-- Information supplied start --
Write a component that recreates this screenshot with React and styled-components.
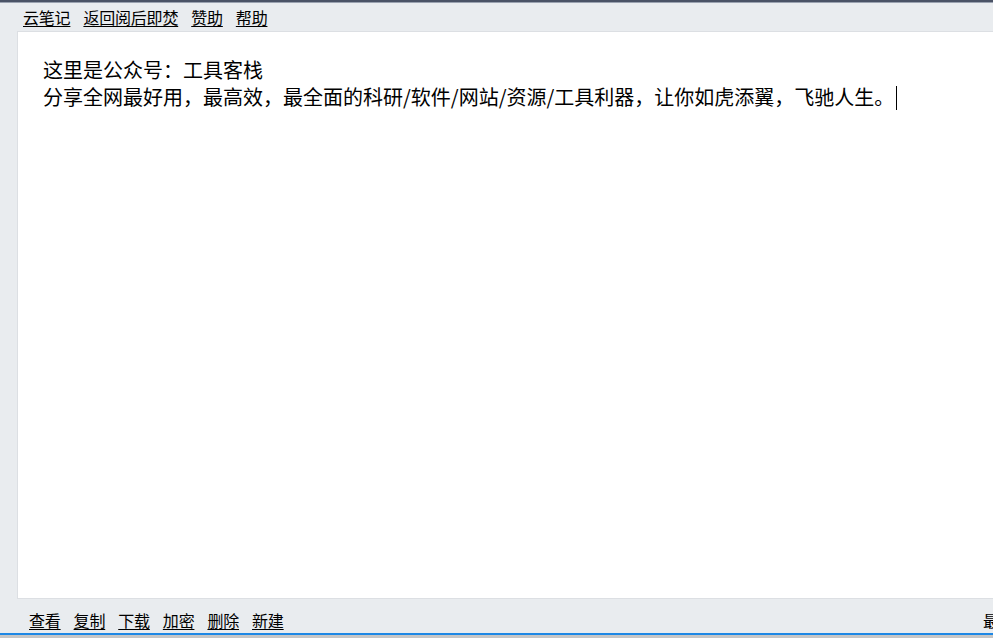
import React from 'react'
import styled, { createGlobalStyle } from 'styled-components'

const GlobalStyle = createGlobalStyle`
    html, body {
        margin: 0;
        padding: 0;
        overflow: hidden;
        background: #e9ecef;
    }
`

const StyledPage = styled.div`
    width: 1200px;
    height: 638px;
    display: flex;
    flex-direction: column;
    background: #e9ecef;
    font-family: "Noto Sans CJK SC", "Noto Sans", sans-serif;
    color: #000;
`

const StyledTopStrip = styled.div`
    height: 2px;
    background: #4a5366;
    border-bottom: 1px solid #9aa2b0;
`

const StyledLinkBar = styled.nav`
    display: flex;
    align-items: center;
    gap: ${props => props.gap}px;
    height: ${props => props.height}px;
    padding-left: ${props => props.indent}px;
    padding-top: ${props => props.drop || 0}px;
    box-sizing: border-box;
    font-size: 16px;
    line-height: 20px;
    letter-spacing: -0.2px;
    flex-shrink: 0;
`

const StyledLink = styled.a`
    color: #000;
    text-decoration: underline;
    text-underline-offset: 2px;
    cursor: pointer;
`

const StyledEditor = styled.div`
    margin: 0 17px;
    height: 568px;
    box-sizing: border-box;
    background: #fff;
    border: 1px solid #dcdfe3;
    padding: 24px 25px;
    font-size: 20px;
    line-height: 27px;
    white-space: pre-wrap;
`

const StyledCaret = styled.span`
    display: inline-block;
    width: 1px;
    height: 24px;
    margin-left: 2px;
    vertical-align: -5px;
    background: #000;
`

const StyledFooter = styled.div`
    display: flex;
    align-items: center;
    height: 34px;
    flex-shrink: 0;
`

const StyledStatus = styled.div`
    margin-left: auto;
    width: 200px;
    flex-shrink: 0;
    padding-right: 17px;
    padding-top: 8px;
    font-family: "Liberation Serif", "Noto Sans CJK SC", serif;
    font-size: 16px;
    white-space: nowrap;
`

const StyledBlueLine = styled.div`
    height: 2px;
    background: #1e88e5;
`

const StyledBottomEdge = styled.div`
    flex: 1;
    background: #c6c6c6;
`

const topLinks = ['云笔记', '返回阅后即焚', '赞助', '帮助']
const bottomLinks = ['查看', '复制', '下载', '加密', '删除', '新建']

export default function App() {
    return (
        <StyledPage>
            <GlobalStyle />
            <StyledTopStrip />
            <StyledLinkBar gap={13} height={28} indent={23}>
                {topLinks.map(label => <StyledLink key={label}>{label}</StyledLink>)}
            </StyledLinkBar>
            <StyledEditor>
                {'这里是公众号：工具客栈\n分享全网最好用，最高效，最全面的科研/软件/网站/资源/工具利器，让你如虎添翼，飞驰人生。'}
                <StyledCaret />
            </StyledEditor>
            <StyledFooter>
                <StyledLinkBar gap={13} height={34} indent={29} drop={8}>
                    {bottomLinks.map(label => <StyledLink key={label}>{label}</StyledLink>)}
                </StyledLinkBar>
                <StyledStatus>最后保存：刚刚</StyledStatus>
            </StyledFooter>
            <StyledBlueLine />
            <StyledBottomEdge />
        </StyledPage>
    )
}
-- Information supplied end --
Set out every line from the material that contains the string "components".

*Result below*.
Write a component that recreates this screenshot with React and styled-components.
import styled, { createGlobalStyle } from 'styled-components'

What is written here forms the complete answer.